First-order linear differential equations

First-order linear differential equations are a fundamental aspect of calculus and differential equations. These equations involve derivatives of a function and are expressed in the form:\[ \frac{dy}{dx} + P(x)y = Q(x) \]where \( P(x) \) and \( Q(x) \) are given functions. In the context of the given problem, the differential equation is:\[ \frac{dS}{dt} = rS(t) - k \]Here, this equation describes how the amount of investment \( S(t) \) changes over time \( t \) when subject to continuous compounding interest at a rate \( r \), minus continuous withdrawals at rate \( k \).
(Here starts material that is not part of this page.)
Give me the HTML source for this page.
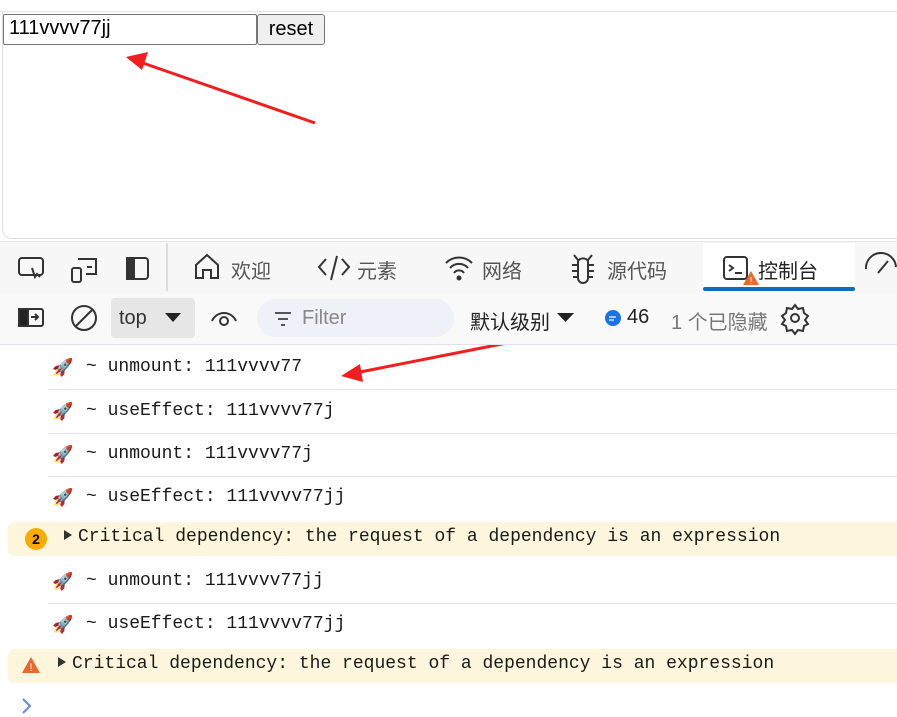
<!DOCTYPE html>
<html><head><meta charset="utf-8"><style>
*{margin:0;padding:0;box-sizing:border-box}
body{width:897px;height:717px;overflow:hidden;background:#fff;font-family:"Liberation Sans","Noto Sans CJK SC",sans-serif;position:relative}
.abs{position:absolute}
.mono{font-family:"Liberation Mono","DejaVu Sans Mono",monospace;font-size:18px;color:#1a1a1a}
.row{position:absolute;left:0;width:897px;height:43px}
.row .sep{position:absolute;left:48px;right:0;bottom:0;border-bottom:1px solid #e3e3ee}
.row .t{position:absolute;left:86px;top:10px}
.rk{position:absolute;left:52px;top:12px;font-size:17px;line-height:1}
.warn{position:absolute;left:8px;width:889px;height:34px;background:#fdf6dc;border-radius:6px 0 0 6px}
.cn{font-size:20px;color:#555}
.tri{display:inline-block;width:0;height:0;border-left:8px solid #333;border-top:5px solid transparent;border-bottom:5px solid transparent;margin-right:6px;vertical-align:1px}
</style></head><body>
<div class="abs" style="left:0;top:11px;width:897px;border-top:1px solid #e4e4e4"></div>
<div class="abs" style="left:2px;top:11px;height:228px;border-left:1px solid #ddd;width:895px;border-bottom:1px solid #ddd;border-radius:0 0 0 10px"></div>
<div class="abs" style="left:3px;top:14px;width:254px;height:31px;border:1px solid #767676;border-radius:2px;font-size:20px;padding:2px 5px;color:#000">111vvvv77jj</div>
<div class="abs" style="left:257px;top:14px;width:68px;height:31px;border:1px solid #767676;border-radius:3px;background:#efefef;font-size:20px;text-align:center;line-height:29px">reset</div>
<svg class="abs" style="left:0;top:0" width="897" height="717">
<line x1="315" y1="123" x2="140" y2="62" stroke="#f01e1e" stroke-width="3"/>
<polygon points="126,57 148,52 142,70" fill="#f01e1e"/>
<line x1="517" y1="341" x2="355" y2="373" stroke="#f01e1e" stroke-width="3"/>
<polygon points="341,376 360,364 363,382" fill="#f01e1e"/>
</svg>
<div class="abs" style="left:0;top:241px;width:897px;height:52px;background:#f7f7f7;border-top:1px solid #e6e6e6"></div>
<div class="abs" style="left:166px;top:243px;height:48px;border-left:2px solid #ddd"></div>
<div class="abs" style="left:703px;top:243px;width:152px;height:48px;background:#fff"></div>
<div class="abs" style="left:703px;top:287px;width:152px;height:4px;background:#0f6cbd;border-radius:2px"></div>
<svg class="abs" style="left:0;top:241px" width="897" height="52" fill="none" stroke="#333" stroke-width="2">
<rect x="19" y="17" width="24" height="17" rx="3"/><path d="M32 27l3 9 2-3 3 3"/>
<rect x="72" y="27" width="9" height="14" rx="2"/><path d="M78 18h18v15h-10M87 26h5"/>
<rect x="127" y="17" width="21" height="21" rx="3"/><rect x="127" y="17" width="7" height="21" fill="#333"/>
<path d="M196 37V24l11-10 11 10v13h-7v-8h-8v8z"/>
<path d="M326 18l-7 8 7 8M342 18l7 8-7 8M337 15l-6 24"/>
<path d="M446 22a18 18 0 0 1 26 0M450 27a12 12 0 0 1 18 0M454 32a6 6 0 0 1 10 0"/><circle cx="459" cy="37" r="1.5" fill="#333"/>
<path d="M578 20a6 6 0 0 1 10 0v17a5 5 0 0 1-10 0zM578 24h-6M588 24h6M578 30h-6M588 30h6M578 36h-5M588 36h5M574 14l4 5M592 14l-4 5"/>
<rect x="724" y="16" width="23" height="22" rx="3"/><path d="M729 24l4 3-4 3M735 32h7"/>
<path d="M866 28a15 15 0 0 1 30-2M878 32l10-12"/>
</svg>
<svg class="abs" style="left:742px;top:270px" width="18" height="16"><path d="M9 1L17 15H1z" fill="#e8692f"/><text x="9" y="14" font-size="10" fill="#fff" text-anchor="middle" font-family="Liberation Sans">!</text></svg>
<div class="abs cn" style="left:231px;top:255px">欢迎</div>
<div class="abs cn" style="left:357px;top:255px">元素</div>
<div class="abs cn" style="left:482px;top:255px">网络</div>
<div class="abs cn" style="left:607px;top:255px">源代码</div>
<div class="abs cn" style="left:758px;top:255px;color:#222">控制台</div>
<div class="abs" style="left:0;top:293px;width:897px;height:52px;background:#f9f9f9;border-bottom:1px solid #e0e0f0"></div>
<div class="abs" style="left:111px;top:298px;width:84px;height:40px;background:#e6e6e6;border-radius:4px"></div>
<div class="abs" style="left:257px;top:299px;width:197px;height:38px;background:#eef1f7;border-radius:19px"></div>
<svg class="abs" style="left:0;top:293px" width="897" height="52" fill="none" stroke="#333" stroke-width="2">
<rect x="19" y="16" width="24" height="17" rx="2"/><rect x="19" y="16" width="9" height="17" fill="#222"/><path d="M31 24h7M35 21l3 3-3 3"/>
<circle cx="84" cy="25" r="12"/><path d="M76 33l16-16"/>
<path d="M165 20h16l-8 9z" fill="#222" stroke="none"/>
<path d="M212 28a13 13 0 0 1 24 0"/><circle cx="224" cy="28" r="4"/>
<path d="M275 20h16M278 26h10M281 32h4" stroke="#555"/>
<path d="M557 20h17l-8.5 9z" fill="#222" stroke="none"/>
<circle cx="613" cy="25" r="8" fill="#1a73e8" stroke="none"/><path d="M609 24h7M609 27h5" stroke="#fff" stroke-width="1.3"/>
<circle cx="795" cy="25" r="4"/><path d="M795 12l3 4 5-1 1 5 4 3-3 4 3 4-4 2-1 5-5-1-3 4-3-4-5 1-1-5-4-2 3-4-3-4 4-3 1-5 5 1z"/>
</svg>
<div class="abs" style="left:119px;top:307px;font-size:20px;color:#333">top</div>
<div class="abs" style="left:302px;top:307px;font-size:20px;color:#888">Filter</div>
<div class="abs" style="left:470px;top:306px;font-size:20px;color:#222">默认级别</div>
<div class="abs" style="left:627px;top:306px;font-size:20px;color:#222">46</div>
<div class="abs" style="left:671px;top:306px;font-size:20px;color:#777">1 个已隐藏</div>
<div class="row" style="top:347px"><span class="rk">🚀</span><span class="t mono">~ unmount: 111vvvv77</span><div class="sep"></div></div>
<div class="row" style="top:391px"><span class="rk">🚀</span><span class="t mono">~ useEffect: 111vvvv77j</span><div class="sep"></div></div>
<div class="row" style="top:434px"><span class="rk">🚀</span><span class="t mono">~ unmount: 111vvvv77j</span><div class="sep"></div></div>
<div class="row" style="top:477px"><span class="rk">🚀</span><span class="t mono">~ useEffect: 111vvvv77jj</span></div>
<div class="warn" style="top:522px"><div class="abs" style="left:17px;top:6px;width:22px;height:22px;border-radius:50%;background:#f9ab00;font-size:14px;font-weight:bold;text-align:center;line-height:22px">2</div><span class="abs mono" style="left:56px;top:5px"><span class="tri"></span>Critical dependency: the request of a dependency is an expression</span></div>
<div class="row" style="top:561px"><span class="rk">🚀</span><span class="t mono">~ unmount: 111vvvv77jj</span><div class="sep"></div></div>
<div class="row" style="top:604px"><span class="rk">🚀</span><span class="t mono">~ useEffect: 111vvvv77jj</span></div>
<div class="warn" style="top:649px"><svg class="abs" style="left:13px;top:7px" width="20" height="18"><path d="M10 1L19 17H1z" fill="#e8692f"/><text x="10" y="15" font-size="11" fill="#fff" text-anchor="middle" font-family="Liberation Sans">!</text></svg><span class="abs mono" style="left:50px;top:5px"><span class="tri"></span>Critical dependency: the request of a dependency is an expression</span></div>
<svg class="abs" style="left:20px;top:697px" width="14" height="18" fill="none" stroke="#5b8ee6" stroke-width="2"><path d="M3 2l7 7-7 7"/></svg>
</body></html>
Solving such equations typically involves:

• Identifying the integrating factor, \( e^{\int P(x) \, dx} \), that helps in solving the equation.
• Multiplying through by this integrating factor to facilitate integration.

This technique results in a solution for \( S(t) \) that describes the financial scenario over time, which is crucial for analyzing investment growth or depletion.

Compound interest

Compound interest is when interest earned on an amount is added to the principal, so that from that moment on, the interest that has been added also earns interest. In mathematical terms, when dealing with continuous compounding as in this exercise, compound interest is calculated using the formula:\[ A = P e^{rt} \]Where:

• \( A \) is the amount of money accumulated after n years, including interest.
• \( P \) is the principal amount (the initial sum of money).
• \( r \) is the annual interest rate (in decimal).
• \( t \) is the time the money is invested for in years.
• \( e \) is the base of the natural logarithm, approximately equal to 2.71828.
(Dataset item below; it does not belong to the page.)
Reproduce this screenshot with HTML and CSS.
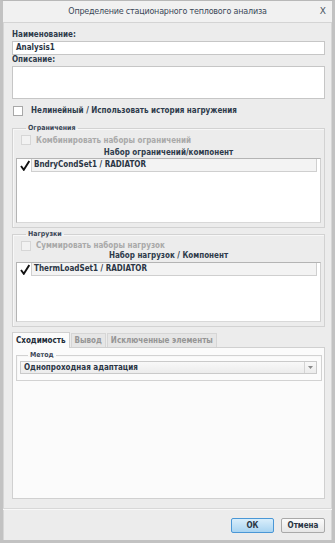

This concept is integrated within the differential equation used in the exercise, illustrating how the investment grows continuously at a rate \( r \) in a financial model scenario.

Mathematical modeling in finance

Mathematical modeling in finance is a powerful tool used to represent real-world financial systems with mathematical expressions and formulas. In this specific exercise:

• The differential equation \( \frac{dS}{dt} = rS(t) - k \) is used to model the investment scenario.
• Key variables include \( S(t) \) for the investment balance, \( r \) for interest rate, and \( k \) for the withdrawal rate.

The aim is to understand and predict how changes in variables like interest rates and withdrawals influence the balance \( S(t) \) over time. This can help in:

• Determining sustainable withdrawal rates \( k_0 \) that keep the investment stable.
• Calculating the time \( T \) it would take for an investment to deplete to zero if withdrawals are too high.

Such models are invaluable in finance for retirement planning, evaluating investment strategies, and assessing risk.

Continuous compounding

Continuous compounding is the process of calculating interest and adding it to the account balance continuously, rather than at set intervals (e.g., annually, semi-annually). This concept allows the investment to grow at every possible moment, maximizing the effect of the compound interest. In the case of continuous compounding, the formula used is:\[ A = P e^{rt} \]where \( t \) is time, \( r \) is the rate of growth, and \( P \) is the initial principal. In the context of our exercise:

• We model the growth of an investment with continuous compounding while considering continuous withdrawals.
• The differential equation \( \frac{dS}{dt} = rS(t) - k \) captures the essence of continuous growth minus withdrawals.

Continuous compounding is an essential concept in financial modeling as it provides a more accurate representation of how interest impacts investments over time, as opposed to periodic compounding methods which might be less precise.